ECLI:NL:GHSHE:2007:AZ7761
Gerechtshof 's-Hertogenbosch
- Hoger beroep
- M. Rothuizen-van Dijk
- H. Meulenbroek
- H. Vermeulen
- Rechtspraak.nl
Schadevergoeding door verzekeraars na instorting van put en schade aan woning
In deze zaak gaat het om een geschil tussen [appellant] en de verzekeraars Aegon en ABN AMRO naar aanleiding van schade die is ontstaan door het instorten van een put op het perceel van de buurvrouw van [appellant]. Door deze instorting is de achtergevel van de woning van [appellant] over een afstand van vier meter in het luchtledige komen te hangen. Om verdere schade te voorkomen, heeft de buurvrouw, [persoon 1], een bedrijf ingeschakeld om de holle ruimte vol te spuiten met schuimbeton.

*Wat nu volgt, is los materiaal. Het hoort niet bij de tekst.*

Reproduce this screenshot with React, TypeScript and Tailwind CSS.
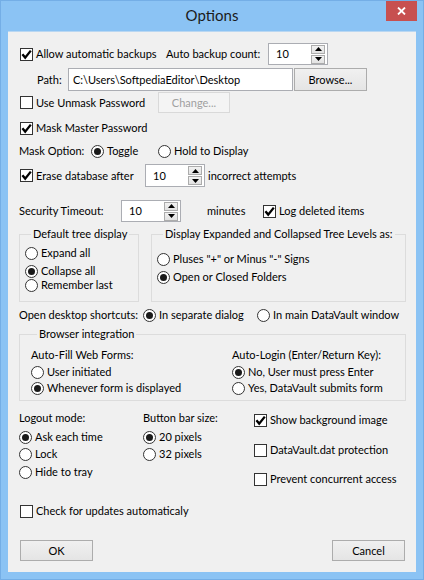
import React from "react";

function Check({ checked }: { checked?: boolean }) {
  return (
    <span className="flex h-[13px] w-[13px] shrink-0 items-center justify-center border border-[#333333] bg-white">
      {checked && (
        <svg width="11" height="11" viewBox="0 0 11 11">
          <path d="M1.4 5.2 L4.2 8.6 L9.8 1.6" fill="none" stroke="#000" strokeWidth="2.3" />
        </svg>
      )}
    </span>
  );
}

function Radio({ on }: { on?: boolean }) {
  return (
    <span className="flex h-[13px] w-[13px] shrink-0 items-center justify-center rounded-full border border-[#333333] bg-white">
      {on && <span className="h-[7px] w-[7px] rounded-full bg-[#1a1a1a]" />}
    </span>
  );
}

function SpinBtn({ up }: { up?: boolean }) {
  return (
    <span className="flex h-[9px] w-[14px] items-center justify-center border border-[#ACACAC] bg-gradient-to-b from-[#F2F2F2] to-[#E2E2E2]">
      <svg width="7" height="4" viewBox="0 0 7 4">
        {up ? <path d="M0 4 L3.5 0 L7 4 Z" fill="#000" /> : <path d="M0 0 L3.5 4 L7 0 Z" fill="#000" />}
      </svg>
    </span>
  );
}

function Spin({ value }: { value: string }) {
  return (
    <div className="flex h-full w-[60px] shrink-0 items-stretch border border-[#ABADB3] bg-white">
      <span className="flex flex-1 items-center pl-[7px]">{value}</span>
      <div className="flex flex-col justify-center gap-[1px] pr-[2px]">
        <SpinBtn up />
        <SpinBtn />
      </div>
    </div>
  );
}

function Btn({ children, className = "" }: { children: React.ReactNode; className?: string }) {
  return (
    <span
      className={`flex h-full w-[73px] shrink-0 items-center justify-center border border-[#ACACAC] bg-gradient-to-b from-[#F0F0F0] to-[#E5E5E5] ${className}`}
    >
      {children}
    </span>
  );
}

export default function App() {
  return (
    <div
      className="flex h-[580px] w-[424px] flex-col whitespace-nowrap border border-[#74AEE6] bg-[#8BC3F4] text-[11px] leading-[16px] text-black"
      style={{ fontFamily: 'Lato, "Noto Sans", sans-serif' }}
    >
      {/* title bar */}
      <div className="relative flex h-[30px] shrink-0 items-center justify-center pb-[2px]">
        <span className="text-[15px] text-[#1b1b1b]">Options</span>
        <span className="absolute right-[6px] top-0 flex h-[20px] w-[31px] items-center justify-center bg-[#C75050]">
          <svg width="9" height="8" viewBox="0 0 9 8">
            <path d="M1 0.5 L8 7.5 M8 0.5 L1 7.5" stroke="#fff" strokeWidth="1.8" />
          </svg>
        </span>
      </div>

      {/* client area */}
      <div className="mx-[7px] flex h-[541px] flex-col border-t border-[#B9D7F2] bg-[#F0F0F0]">
        {/* backups */}
        <div className="mt-[11px] flex h-[22px] items-center pl-[12px]">
          <Check checked />
          <span className="ml-[3px] w-[130px] shrink-0">Allow automatic backups</span>
          <span className="w-[102px] shrink-0">Auto backup count:</span>
          <Spin value="10" />
        </div>
        <div className="mt-[3px] flex h-[23px] items-center pl-[29px]">
          <span className="w-[31px] shrink-0">Path:</span>
          <span className="flex h-full w-[225px] shrink-0 items-center border border-[#ABADB3] bg-white pl-[4px]">
            C:\Users\SoftpediaEditor\Desktop
          </span>
          <Btn className="ml-[1px] border-[#3C9BEA]">Browse...</Btn>
        </div>
        <div className="mt-[1px] flex h-[21px] items-center pl-[12px]">
          <Check />
          <span className="ml-[3px] w-[122px] shrink-0">Use Unmask Password</span>
          <span className="flex h-full w-[72px] shrink-0 items-center justify-center border border-[#D9D9D9] bg-[#F4F4F4] text-[#A0A0A0]">
            Change...
          </span>
        </div>
        <div className="mt-[7px] flex h-[16px] items-center pl-[12px]">
          <Check checked />
          <span className="ml-[3px]">Mask Master Password</span>
        </div>
        <div className="mt-[7px] flex h-[16px] items-center pl-[11px]">
          <span className="w-[72px] shrink-0">Mask Option:</span>
          <Radio on />
          <span className="ml-[3px] w-[51px] shrink-0">Toggle</span>
          <Radio />
          <span className="ml-[3px]">Hold to Display</span>
        </div>
        <div className="mt-[5px] flex h-[23px] items-center pl-[12px]">
          <Check checked />
          <span className="ml-[3px] w-[109px] shrink-0">Erase database after</span>
          <Spin value="10" />
          <span className="ml-[3px]">incorrect attempts</span>
        </div>
        <div className="mt-[13px] flex h-[22px] items-center pl-[11px]">
          <span className="w-[102px] shrink-0">Security Timeout:</span>
          <Spin value="10" />
          <span className="ml-[26px] w-[56px] shrink-0">minutes</span>
          <Check checked />
          <span className="ml-[3px]">Log deleted items</span>
        </div>

        {/* tree groups */}
        <div className="mt-[4px] flex gap-[12px] pl-[11px]">
          <fieldset className="flex h-[76px] w-[120px] flex-col border border-[#DCDCDC] pl-[5px]">
            <legend className="ml-[6px] px-[2px] leading-[16px]">Default tree display</legend>
            <div className="mt-[4px] flex h-[14px] items-center">
              <Radio />
              <span className="ml-[3px]">Expand all</span>
            </div>
            <div className="mt-[4px] flex h-[14px] items-center">
              <Radio on />
              <span className="ml-[3px]">Collapse all</span>
            </div>
            <div className="flex h-[14px] items-center">
              <Radio />
              <span className="ml-[3px]">Remember last</span>
            </div>
          </fieldset>
          <fieldset className="flex h-[76px] w-[255px] flex-col border border-[#DCDCDC] pl-[5px]">
            <legend className="ml-[6px] px-[2px] leading-[16px]">Display Expanded and Collapsed Tree Levels as:</legend>
            <div className="mt-[10px] flex h-[14px] items-center">
              <Radio />
              <span className="ml-[3px]">Pluses "+" or Minus "-" Signs</span>
            </div>
            <div className="mt-[4px] flex h-[14px] items-center">
              <Radio on />
              <span className="ml-[3px]">Open or Closed Folders</span>
            </div>
          </fieldset>
        </div>

        <div className="mt-[5px] flex h-[16px] items-center pl-[11px]">
          <span className="w-[124px] shrink-0">Open desktop shortcuts:</span>
          <Radio on />
          <span className="ml-[3px] w-[98px] shrink-0">In separate dialog</span>
          <Radio />
          <span className="ml-[3px]">In main DataVault window</span>
        </div>

        {/* browser integration */}
        <div className="mt-[3px] pl-[11px]">
          <fieldset className="flex h-[75px] w-[387px] border border-[#DCDCDC] pl-[11px]">
            <legend className="ml-[6px] px-[2px] leading-[16px]">Browser integration</legend>
            <div className="flex w-[201px] shrink-0 flex-col">
              <div className="mt-[6px] flex h-[14px] items-center">Auto-Fill Web Forms:</div>
              <div className="mt-[3px] flex h-[14px] items-center">
                <Radio />
                <span className="ml-[3px]">User initiated</span>
              </div>
              <div className="mt-[2px] flex h-[14px] items-center">
                <Radio on />
                <span className="ml-[3px]">Whenever form is displayed</span>
              </div>
            </div>
            <div className="flex flex-col">
              <div className="mt-[6px] flex h-[14px] items-center">Auto-Login (Enter/Return Key):</div>
              <div className="mt-[3px] flex h-[14px] items-center">
                <Radio on />
                <span className="ml-[3px]">No, User must press Enter</span>
              </div>
              <div className="mt-[2px] flex h-[14px] items-center">
                <Radio />
                <span className="ml-[3px]">Yes, DataVault submits form</span>
              </div>
            </div>
          </fieldset>
        </div>

        {/* bottom options */}
        <div className="flex h-[90px] pl-[11px]">
          <div className="flex w-[124px] shrink-0 flex-col">
            <div className="mt-[10px] flex h-[14px] items-center">Logout mode:</div>
            <div className="mt-[5px] flex h-[14px] items-center">
              <Radio on />
              <span className="ml-[3px]">Ask each time</span>
            </div>
            <div className="mt-[3px] flex h-[14px] items-center">
              <Radio />
              <span className="ml-[3px]">Lock</span>
            </div>
            <div className="mt-[4px] flex h-[14px] items-center">
              <Radio />
              <span className="ml-[3px]">Hide to tray</span>
            </div>
          </div>
          <div className="flex w-[111px] shrink-0 flex-col">
            <div className="mt-[10px] flex h-[14px] items-center">Button bar size:</div>
            <div className="mt-[5px] flex h-[14px] items-center">
              <Radio on />
              <span className="ml-[3px]">20 pixels</span>
            </div>
            <div className="mt-[3px] flex h-[14px] items-center">
              <Radio />
              <span className="ml-[3px]">32 pixels</span>
            </div>
          </div>
          <div className="flex flex-col">
            <div className="mt-[12px] flex h-[14px] items-center">
              <Check checked />
              <span className="ml-[3px]">Show background image</span>
            </div>
            <div className="mt-[16px] flex h-[14px] items-center">
              <Check />
              <span className="ml-[3px]">DataVault.dat protection</span>
            </div>
            <div className="mt-[15px] flex h-[14px] items-center">
              <Check />
              <span className="ml-[3px]">Prevent concurrent access</span>
            </div>
          </div>
        </div>

        <div className="mt-[13px] flex h-[14px] items-center pl-[12px]">
          <Check />
          <span className="ml-[3px]">Check for updates automaticaly</span>
        </div>

        <div className="mt-[22px] flex h-[21px] justify-between pl-[12px] pr-[11px]">
          <Btn>OK</Btn>
          <Btn>Cancel</Btn>
        </div>
      </div>
    </div>
  );
}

Dit schuimbeton is echter in de kelder van [appellant] terechtgekomen, wat heeft geleid tot aanzienlijke schade aan de kelder en de daarin opgeslagen goederen. [appellant] heeft zijn schade begroot op inboedelschade van € 6.613,84 en opstalschade van € 12.678,27.

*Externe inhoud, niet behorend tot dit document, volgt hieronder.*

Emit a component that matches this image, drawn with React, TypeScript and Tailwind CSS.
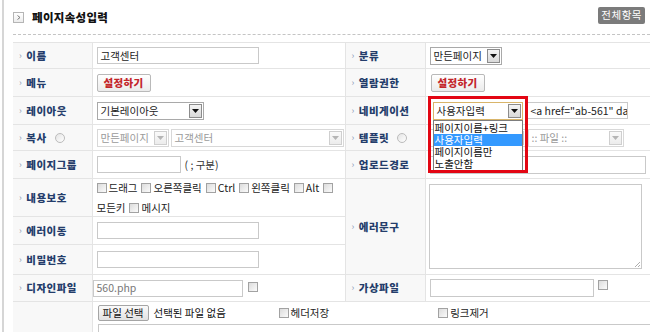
import React from "react";

const FONT = "font-['Noto_Sans_CJK_KR','Noto_Sans',sans-serif]";

function Label({
  children,
  extra,
  rowSpan,
}: {
  children?: React.ReactNode;
  extra?: React.ReactNode;
  rowSpan?: number;
}) {
  return (
    <td rowSpan={rowSpan} className="bg-[#f8f8f8] border-b border-r border-[#e4e4e4] pl-[6px] align-middle">
      {children ? (
        <div className="flex items-center text-[10.5px] leading-[14px] font-extrabold text-[#243d6b] tracking-[0.5px] whitespace-nowrap">
          <span className="text-[#8a98b5] text-[9px] mr-[4px] font-normal">›</span>
          {children}
          {extra}
        </div>
      ) : null}
    </td>
  );
}

function Value({ children, className }: { children?: React.ReactNode; className?: string }) {
  return (
    <td className={"border-b border-r border-[#e4e4e4] align-middle " + (className ?? "pl-[4px]")}>
      {children}
    </td>
  );
}

function Arrow({ disabled }: { disabled?: boolean }) {
  return (
    <span
      className={
        "shrink-0 w-[13px] h-[14px] mr-[1px] flex items-center justify-center border " +
        (disabled
          ? "border-[#cfcfcf] bg-gradient-to-b from-[#fafafa] to-[#ececec]"
          : "border-[#8c8c8c] bg-gradient-to-b from-[#f4f4f4] to-[#d9d9d9]")
      }
    >
      <svg width="7" height="4" viewBox="0 0 7 4">
        <path d="M0 0h7L3.5 4z" fill={disabled ? "#b5b5b5" : "#111"} />
      </svg>
    </span>
  );
}

function Select({
  text,
  className,
  disabled,
  focused,
}: {
  text: string;
  className: string;
  disabled?: boolean;
  focused?: boolean;
}) {
  return (
    <div
      className={
        "h-[18px] flex items-center bg-white border " +
        (focused ? "border-[#d9b56a] " : disabled ? "border-[#d8d8d8] " : "border-[#a9a9a9] ") +
        className
      }
    >
      <span
        className={
          "flex-1 pl-[3px] text-[10.5px] leading-[14px] whitespace-nowrap overflow-hidden " +
          (disabled ? "text-[#9a9a9a]" : "text-[#222]")
        }
      >
        {text}
      </span>
      <Arrow disabled={disabled} />
    </div>
  );
}

function Input({ className, text, gray }: { className: string; text?: string; gray?: boolean }) {
  return (
    <div
      className={
        "h-[17px] flex items-center bg-white border border-[#c9c9c9] pl-[3px] overflow-hidden whitespace-nowrap text-[10.5px] leading-[14px] " +
        (gray ? "text-[#777] " : "text-[#222] ") +
        className
      }
    >
      {text}
    </div>
  );
}

function Check() {
  return (
    <span className="block shrink-0 w-[10px] h-[10px] border border-[#a2a2a2] bg-gradient-to-br from-[#dcdcdc] to-[#fbfbfb]" />
  );
}

function Radio() {
  return (
    <span className="block shrink-0 w-[10px] h-[10px] rounded-full border border-[#bcbcbc] bg-gradient-to-br from-[#e4e4e4] to-[#ffffff] ml-[8px]" />
  );
}

function CheckItem({ text }: { text: string }) {
  return (
    <span className="inline-flex items-center gap-[2px] mr-[4px] text-[10.5px] leading-[14px] text-[#222] whitespace-nowrap">
      <Check />
      {text}
    </span>
  );
}

function SetButton() {
  return (
    <div className="w-[54px] h-[18px] flex items-center justify-center border border-[#b9b9b9] rounded-[2px] bg-gradient-to-b from-white to-[#ebebeb] text-[10.5px] leading-[14px] font-extrabold text-[#c3262b] tracking-[0.3px]">
      설정하기
    </div>
  );
}

export default function App() {
  return (
    <div className={"w-[650px] h-[332px] overflow-hidden bg-white flex " + FONT}>
      <div className="w-[2px] shrink-0 ml-[2px] bg-[#d6d6d6]" />
      <div className="flex-1 min-w-0 pl-[9px]">
        {/* header */}
        <div className="h-[35px] flex items-center justify-between border-b border-dashed border-[#c4c4c4] pr-[5px]">
          <div className="flex items-center gap-[8px] pt-[1px]">
            <span className="w-[11px] h-[11px] border border-[#b5b5b5] bg-gradient-to-b from-white to-[#ececec] flex items-center justify-center">
              <svg width="4" height="5" viewBox="0 0 4 5">
                <path d="M0.5 0.5L3 2.5L0.5 4.5" stroke="#777" strokeWidth="1" fill="none" />
              </svg>
            </span>
            <span className="text-[11.5px] font-extrabold text-[#111] tracking-[0.3px]">페이지속성입력</span>
          </div>
          <div className="h-[17px] px-[3px] mb-[4px] flex items-center bg-[#7b7b7b] rounded-[2px] text-[10.5px] leading-[14px] text-white tracking-[0.5px]">
            전체항목
          </div>
        </div>

        <table className="mt-[7px] border-collapse table-fixed w-[640px] border-t border-[#e4e4e4]">
          <colgroup>
            <col className="w-[79px]" />
            <col className="w-[253px]" />
            <col className="w-[80px]" />
            <col className="w-[228px]" />
          </colgroup>
          <tbody>
            <tr className="h-[26px]">
              <Label>이름</Label>
              <Value>
                <Input className="w-[162px]" text="고객센터" />
              </Value>
              <Label>분류</Label>
              <Value>
                <Select text="만든페이지" className="w-[72px]" />
              </Value>
            </tr>
            <tr className="h-[28px]">
              <Label>메뉴</Label>
              <Value>
                <SetButton />
              </Value>
              <Label>열람권한</Label>
              <Value className="pl-[5px]">
                <SetButton />
              </Value>
            </tr>
            <tr className="h-[28px]">
              <Label>레이아웃</Label>
              <Value>
                <Select text="기본레이아웃" className="w-[107px]" />
              </Value>
              <Label>네비게이션</Label>
              <Value className="pl-[2px]">
                <div className="flex items-center">
                  <div className="relative w-[100px] h-[22px] flex items-center justify-center">
                    <Select text="사용자입력" className="w-[90px]" focused />
                    {/* open list */}
                    <div className="absolute left-[5px] top-[20px] w-[90px] bg-white border border-[#7d7d7d] z-10 py-[1px]">
                      <div className="h-[12px] pl-[1px] text-[10.5px] leading-[12px] text-[#111] whitespace-nowrap">페이지이름+링크</div>
                      <div className="h-[12px] pl-[1px] text-[10.5px] leading-[12px] text-white bg-[#3399ff] whitespace-nowrap">사용자입력</div>
                      <div className="h-[12px] pl-[1px] text-[10.5px] leading-[12px] text-[#111] whitespace-nowrap">페이지이름만</div>
                      <div className="h-[12px] pl-[1px] text-[10.5px] leading-[12px] text-[#111] whitespace-nowrap">노출안함</div>
                    </div>
                    {/* red highlight */}
                    <div className="absolute left-0 top-[-4px] w-[100px] h-[77px] border-[3px] border-[#e30613] z-20 pointer-events-none" />
                  </div>
                  <Input className="w-[101px] ml-[-1px]" text={'<a href="ab-561" dat'} />
                </div>
              </Value>
            </tr>
            <tr className="h-[26px]">
              <Label extra={<Radio />}>복사</Label>
              <Value>
                <div className="flex items-center gap-[2px]">
                  <Select text="만든페이지" className="w-[72px]" disabled />
                  <Select text="고객센터" className="w-[173px]" disabled />
                </div>
              </Value>
              <Label extra={<Radio />}>템플릿</Label>
              <Value>
                <div className="flex items-center gap-[2px]">
                  <Select text="" className="w-[96px]" disabled />
                  <Select text=":: 파일 ::" className="w-[96px]" disabled />
                </div>
              </Value>
            </tr>
            <tr className="h-[28px]">
              <Label>페이지그룹</Label>
              <Value>
                <div className="flex items-center gap-[4px]">
                  <Input className="w-[84px]" />
                  <span className="text-[10.5px] text-[#333] leading-[14px]">( ; 구분)</span>
                </div>
              </Value>
              <Label>업로드경로</Label>
              <Value>
                <Input className="w-[216px] h-[18px]" />
              </Value>
            </tr>
            <tr className="h-[38px]">
              <Label>내용보호</Label>
              <Value>
                <div className="flex flex-wrap items-center gap-y-[3px]">
                  <CheckItem text="드래그" />
                  <CheckItem text="오른쪽클릭" />
                  <CheckItem text="Ctrl" />
                  <CheckItem text="왼쪽클릭" />
                  <CheckItem text="Alt" />
                  <Check />
                  <span className="w-full h-0" />
                  <span className="text-[10.5px] leading-[14px] text-[#222] mr-[4px]">모든키</span>
                  <CheckItem text="메시지" />
                </div>
              </Value>
              <Label rowSpan={3}>에러문구</Label>
              <td rowSpan={3} className="border-b border-[#e4e4e4] pl-[3px] align-middle">
                <div className="relative w-[213px] h-[85px] border border-[#c9c9c9] bg-white">
                  <svg className="absolute right-[1px] bottom-[1px]" width="6" height="6" viewBox="0 0 6 6">
                    <path d="M1 6L6 1M4 6L6 4" stroke="#999" strokeWidth="0.8" />
                  </svg>
                </div>
              </td>
            </tr>
            <tr className="h-[28px]">
              <Label>에러이동</Label>
              <Value>
                <Input className="w-[162px]" />
              </Value>
            </tr>
            <tr className="h-[30px]">
              <Label>비밀번호</Label>
              <Value>
                <Input className="w-[162px]" />
              </Value>
            </tr>
            <tr className="h-[27px]">
              <Label>디자인파일</Label>
              <Value className="pl-[0px]">
                <div className="flex items-start gap-[5px]">
                  <Input className="w-[150px] h-[16px]" text="560.php" gray />
                  <span className="mt-[2px] flex">
                    <Check />
                  </span>
                </div>
              </Value>
              <Label>가상파일</Label>
              <Value>
                <div className="flex items-start gap-[4px]">
                  <Input className="w-[164px] h-[18px]" />
                  <span className="mt-[1px] flex">
                    <Check />
                  </span>
                </div>
              </Value>
            </tr>
            <tr className="h-[40px]">
              <Label />
              <td colSpan={3} className="pl-[5px] pt-[3px] align-top">
                <div className="flex items-center h-[16px]">
                  <div className="h-[16px] px-[4px] flex items-center border border-[#a5a5a5] rounded-[2px] bg-gradient-to-b from-[#fafafa] to-[#e2e2e2] text-[10.5px] leading-[14px] text-[#111]">
                    파일 선택
                  </div>
                  <span className="ml-[5px] w-[125px] text-[10.5px] leading-[14px] text-[#111] whitespace-nowrap">선택된 파일 없음</span>
                  <CheckItem text="헤더저장" />
                  <span className="w-[105px]" />
                  <CheckItem text="링크제거" />
                </div>
                <div className="mt-[3px] h-[18px] w-[560px] border border-[#c9c9c9] bg-white" />
              </td>
            </tr>
          </tbody>
        </table>
      </div>
    </div>
  );
}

[appellant] heeft geprobeerd om de schade vergoed te krijgen van zijn verzekeraars, Aegon en ABN AMRO, maar beide verzekeraars hebben geweigerd te betalen, omdat de polissen geen dekking bieden voor de schade die door het schuimbeton is veroorzaakt. Het hof heeft in zijn uitspraak geoordeeld dat het schuimbeton niet gelijkgesteld kan worden met water, zoals [appellant] had betoogd. De verzekeraars hebben terecht gesteld dat de polisvoorwaarden niet de schade dekken die door het schuimbeton is ontstaan. Het hof heeft de Haviltex-norm toegepast, maar kwam tot de conclusie dat [appellant] onvoldoende had aangetoond dat hij de polisbepalingen in redelijkheid zo had mogen opvatten dat de schade onder de dekking viel.
Het hof heeft de grieven van [appellant] verworpen en het vonnis van de rechtbank bekrachtigd. [appellant] is als de in het ongelijk gestelde partij veroordeeld in de kosten van het hoger beroep. De uitspraak is gedaan op 16 januari 2007 door het Gerechtshof 's-Hertogenbosch.